*DIRECTIVE*. Return the lines below that carry the word "TypeScript".

*MATERIAL PROVIDED*.

★ ★ ★ ★ ★ ★ ★

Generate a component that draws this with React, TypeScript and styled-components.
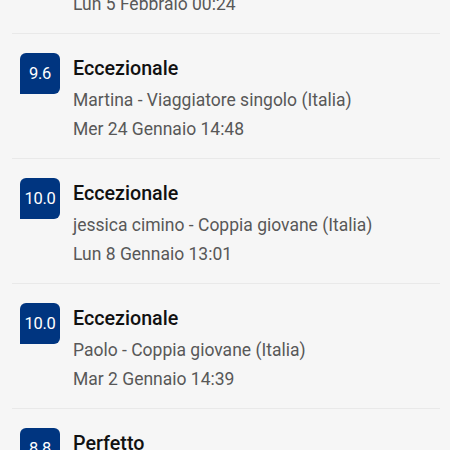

★ ★ ★ ★ ★ ★ ★

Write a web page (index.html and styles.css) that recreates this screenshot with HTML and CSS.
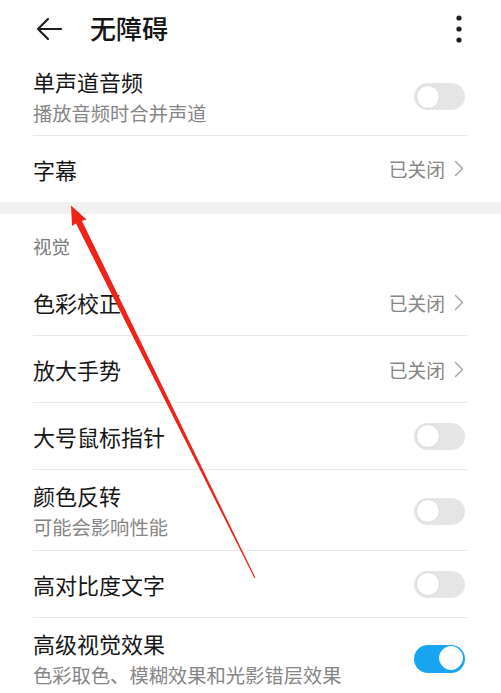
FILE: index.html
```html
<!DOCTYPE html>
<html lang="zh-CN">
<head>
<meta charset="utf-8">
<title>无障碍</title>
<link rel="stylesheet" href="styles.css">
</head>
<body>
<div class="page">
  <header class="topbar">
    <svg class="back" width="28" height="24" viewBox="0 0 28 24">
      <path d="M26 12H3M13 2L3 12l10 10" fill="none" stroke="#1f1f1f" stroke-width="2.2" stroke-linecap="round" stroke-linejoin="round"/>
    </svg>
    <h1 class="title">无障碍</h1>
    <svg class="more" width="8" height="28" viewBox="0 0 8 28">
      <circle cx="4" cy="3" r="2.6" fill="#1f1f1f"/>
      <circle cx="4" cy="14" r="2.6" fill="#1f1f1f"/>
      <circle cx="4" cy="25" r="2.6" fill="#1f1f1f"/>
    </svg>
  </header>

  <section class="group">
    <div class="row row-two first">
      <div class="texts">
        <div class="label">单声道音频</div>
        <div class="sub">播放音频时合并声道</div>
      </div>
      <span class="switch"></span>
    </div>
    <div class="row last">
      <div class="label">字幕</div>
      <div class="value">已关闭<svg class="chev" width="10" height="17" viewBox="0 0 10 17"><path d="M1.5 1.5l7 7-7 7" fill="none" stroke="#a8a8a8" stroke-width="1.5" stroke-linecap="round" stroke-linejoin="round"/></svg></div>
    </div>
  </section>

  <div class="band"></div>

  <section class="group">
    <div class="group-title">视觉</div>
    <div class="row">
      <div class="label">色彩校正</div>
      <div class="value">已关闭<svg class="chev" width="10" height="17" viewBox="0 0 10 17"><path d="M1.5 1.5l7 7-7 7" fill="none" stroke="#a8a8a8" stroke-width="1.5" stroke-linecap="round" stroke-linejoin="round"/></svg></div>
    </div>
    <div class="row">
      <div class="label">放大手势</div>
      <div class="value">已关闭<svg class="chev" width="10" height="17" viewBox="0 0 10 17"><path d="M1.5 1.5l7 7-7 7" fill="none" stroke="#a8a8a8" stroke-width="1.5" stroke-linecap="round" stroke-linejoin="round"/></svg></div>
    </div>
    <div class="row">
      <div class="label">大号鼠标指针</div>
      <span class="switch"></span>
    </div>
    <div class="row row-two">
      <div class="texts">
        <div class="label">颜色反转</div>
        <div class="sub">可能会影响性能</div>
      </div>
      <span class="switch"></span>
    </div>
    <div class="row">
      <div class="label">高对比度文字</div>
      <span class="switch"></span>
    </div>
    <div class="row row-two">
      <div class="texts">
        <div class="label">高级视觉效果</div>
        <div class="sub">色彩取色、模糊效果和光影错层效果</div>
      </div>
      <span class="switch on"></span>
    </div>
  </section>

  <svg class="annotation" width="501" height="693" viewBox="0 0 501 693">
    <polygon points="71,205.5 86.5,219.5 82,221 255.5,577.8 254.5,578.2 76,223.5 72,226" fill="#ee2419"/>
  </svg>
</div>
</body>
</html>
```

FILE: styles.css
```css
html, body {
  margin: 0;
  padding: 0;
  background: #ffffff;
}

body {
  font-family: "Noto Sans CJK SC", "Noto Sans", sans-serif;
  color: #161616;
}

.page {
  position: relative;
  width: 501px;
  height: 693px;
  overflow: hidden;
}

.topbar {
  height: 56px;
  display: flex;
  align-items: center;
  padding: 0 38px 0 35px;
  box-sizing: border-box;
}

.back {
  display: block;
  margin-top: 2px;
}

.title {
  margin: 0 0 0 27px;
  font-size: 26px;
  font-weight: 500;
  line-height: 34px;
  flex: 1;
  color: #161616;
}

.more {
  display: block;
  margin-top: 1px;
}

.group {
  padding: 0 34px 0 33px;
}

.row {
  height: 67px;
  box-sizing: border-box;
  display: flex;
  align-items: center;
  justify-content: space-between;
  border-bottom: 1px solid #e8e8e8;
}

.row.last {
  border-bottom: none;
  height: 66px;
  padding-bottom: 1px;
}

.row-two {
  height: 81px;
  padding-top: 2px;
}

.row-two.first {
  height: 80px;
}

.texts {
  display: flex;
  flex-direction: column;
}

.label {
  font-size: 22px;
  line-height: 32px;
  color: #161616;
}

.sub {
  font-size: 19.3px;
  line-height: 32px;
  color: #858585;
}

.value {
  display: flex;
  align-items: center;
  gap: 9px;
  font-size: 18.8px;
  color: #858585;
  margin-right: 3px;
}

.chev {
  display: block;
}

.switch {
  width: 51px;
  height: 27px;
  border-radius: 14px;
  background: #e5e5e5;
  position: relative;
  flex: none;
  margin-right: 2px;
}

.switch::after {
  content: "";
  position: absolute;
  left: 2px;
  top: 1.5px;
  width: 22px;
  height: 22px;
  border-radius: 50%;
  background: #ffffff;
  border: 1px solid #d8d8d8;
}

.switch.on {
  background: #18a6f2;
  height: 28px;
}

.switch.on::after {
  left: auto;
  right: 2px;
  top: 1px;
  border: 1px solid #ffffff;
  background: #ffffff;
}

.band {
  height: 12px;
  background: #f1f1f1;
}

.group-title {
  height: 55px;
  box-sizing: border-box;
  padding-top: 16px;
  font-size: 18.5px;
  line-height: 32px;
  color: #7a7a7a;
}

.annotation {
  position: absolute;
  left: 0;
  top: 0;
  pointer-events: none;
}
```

★ ★ ★ ★ ★ ★ ★

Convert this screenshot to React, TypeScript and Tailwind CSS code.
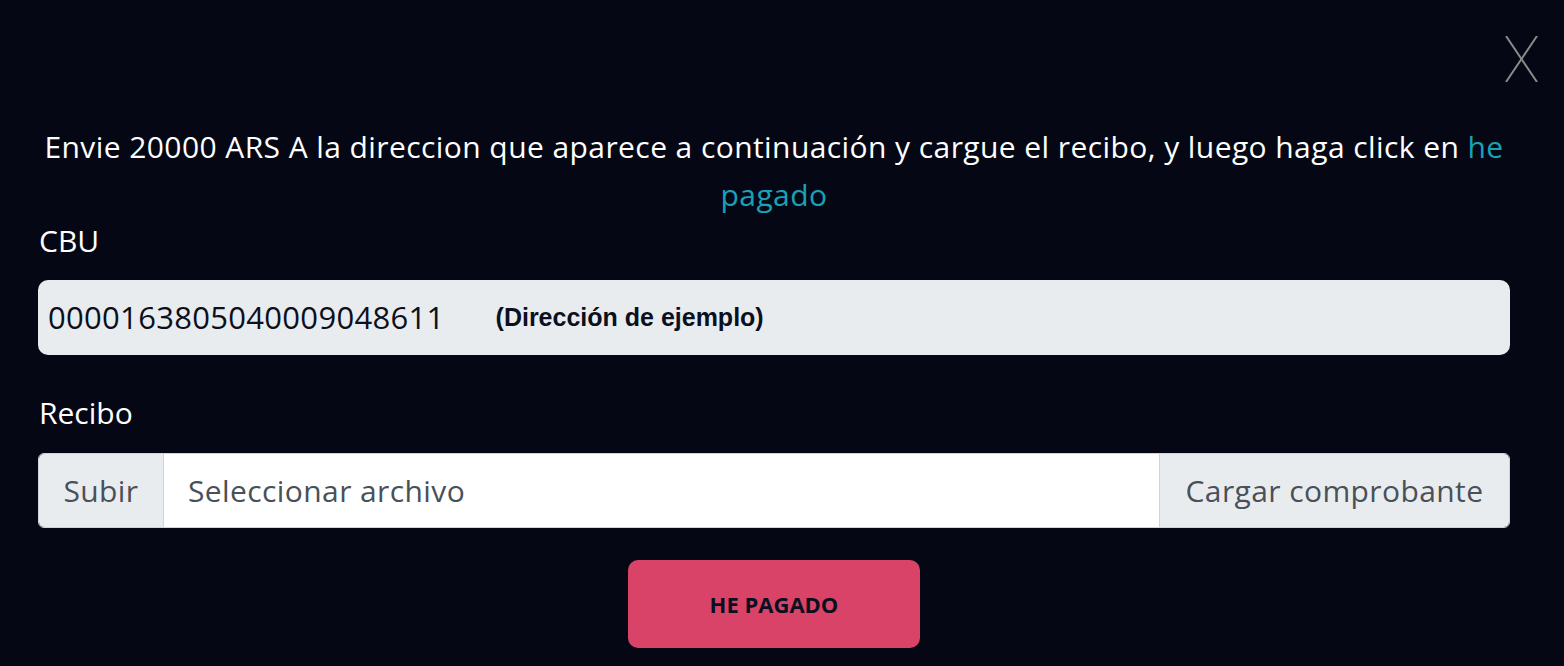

★ ★ ★ ★ ★ ★ ★

*THE ANSWER*.
Generate a component that draws this with React, TypeScript and styled-components.
Convert this screenshot to React, TypeScript and Tailwind CSS code.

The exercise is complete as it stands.